SET TASK
Copy out the data exactly, leaving the pictures behind.

DATA EXTRACT
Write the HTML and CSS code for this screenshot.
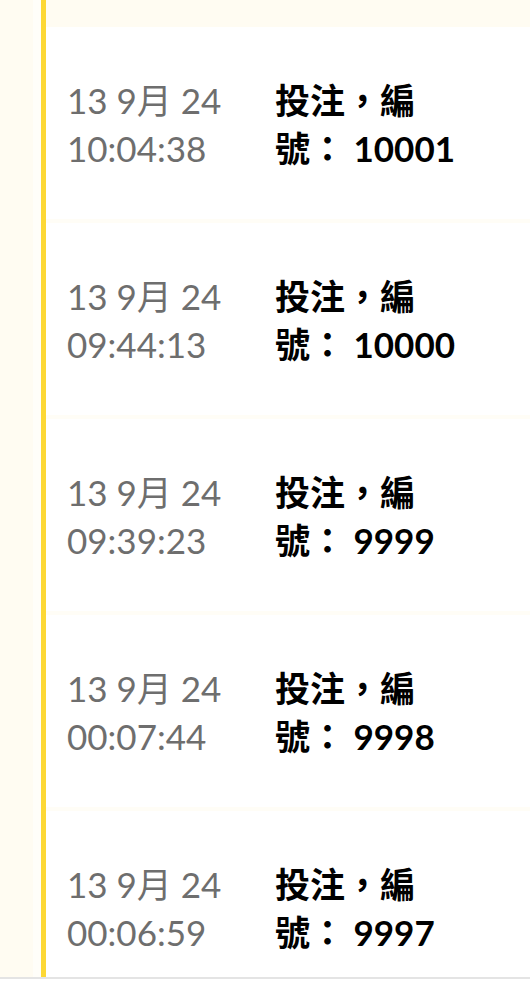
FILE: index.html
```html
<!DOCTYPE html>
<html lang="zh-Hant">
<head>
<meta charset="utf-8">
<title>投注記錄</title>
<link rel="stylesheet" href="styles.css">
</head>
<body>
<div class="panel">
  <div class="gutter"></div>
  <div class="gutter-edge"></div>
  <ul class="list">
    <li class="item">
      <div class="date"><div>13 9月 24</div><div>10:04:38</div></div>
      <div class="title">投注，編號： 10001</div>
    </li>
    <li class="item">
      <div class="date"><div>13 9月 24</div><div>09:44:13</div></div>
      <div class="title">投注，編號： 10000</div>
    </li>
    <li class="item">
      <div class="date"><div>13 9月 24</div><div>09:39:23</div></div>
      <div class="title">投注，編號： 9999</div>
    </li>
    <li class="item">
      <div class="date"><div>13 9月 24</div><div>00:07:44</div></div>
      <div class="title">投注，編號： 9998</div>
    </li>
    <li class="item">
      <div class="date"><div>13 9月 24</div><div>00:06:59</div></div>
      <div class="title">投注，編號： 9997</div>
    </li>
  </ul>
</div>
</body>
</html>
```
FILE: styles.css
```css
html, body {
  margin: 0;
  padding: 0;
  background: #ffffff;
}

body {
  font-family: Lato, "Noto Sans CJK TC", sans-serif;
}

.panel {
  display: flex;
  height: 977px;
  overflow: hidden;
  background: #fffcf2;
  border-bottom: 2px solid #e4e4e4;
}

.gutter {
  width: 33px;
  flex: none;
}

.gutter-edge {
  width: 8px;
  flex: none;
  background: #fffef9;
}

.list {
  flex: 1;
  list-style: none;
  margin: 0;
  padding: 27px 0 0 0;
  border-left: 5px solid #fdd835;
  display: flex;
  flex-direction: column;
}

.item {
  display: flex;
  flex: none;
  align-items: center;
  background: #ffffff;
  padding: 49px 0 47px 21px;
  border-bottom: 4px solid #fffdf6;
  font-size: 35px;
  line-height: 48px;
}

.date {
  width: 208px;
  flex: none;
  color: #6e6e6e;
}

.title {
  width: 190px;
  color: #000000;
  font-weight: 700;
}
```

THE RESPONSE
Write the HTML and CSS code for this screenshot.
FILE: index.html
```html
<!DOCTYPE html>
<html lang="zh-Hant">
<head>
<meta charset="utf-8">
<title>投注記錄</title>
<link rel="stylesheet" href="styles.css">
</head>
<body>
<div class="panel">
  <div class="gutter"></div>
  <div class="gutter-edge"></div>
  <ul class="list">
    <li class="item">
      <div class="date"><div>13 9月 24</div><div>10:04:38</div></div>
      <div class="title">投注，編號： 10001</div>
    </li>
    <li class="item">
      <div class="date"><div>13 9月 24</div><div>09:44:13</div></div>
      <div class="title">投注，編號： 10000</div>
    </li>
    <li class="item">
      <div class="date"><div>13 9月 24</div><div>09:39:23</div></div>
      <div class="title">投注，編號： 9999</div>
    </li>
    <li class="item">
      <div class="date"><div>13 9月 24</div><div>00:07:44</div></div>
      <div class="title">投注，編號： 9998</div>
    </li>
    <li class="item">
      <div class="date"><div>13 9月 24</div><div>00:06:59</div></div>
      <div class="title">投注，編號： 9997</div>
    </li>
  </ul>
</div>
</body>
</html>
```
FILE: styles.css
```css
html, body {
  margin: 0;
  padding: 0;
  background: #ffffff;
}

body {
  font-family: Lato, "Noto Sans CJK TC", sans-serif;
}

.panel {
  display: flex;
  height: 977px;
  overflow: hidden;
  background: #fffcf2;
  border-bottom: 2px solid #e4e4e4;
}

.gutter {
  width: 33px;
  flex: none;
}

.gutter-edge {
  width: 8px;
  flex: none;
  background: #fffef9;
}

.list {
  flex: 1;
  list-style: none;
  margin: 0;
  padding: 27px 0 0 0;
  border-left: 5px solid #fdd835;
  display: flex;
  flex-direction: column;
}

.item {
  display: flex;
  flex: none;
  align-items: center;
  background: #ffffff;
  padding: 49px 0 47px 21px;
  border-bottom: 4px solid #fffdf6;
  font-size: 35px;
  line-height: 48px;
}

.date {
  width: 208px;
  flex: none;
  color: #6e6e6e;
}

.title {
  width: 190px;
  color: #000000;
  font-weight: 700;
}
```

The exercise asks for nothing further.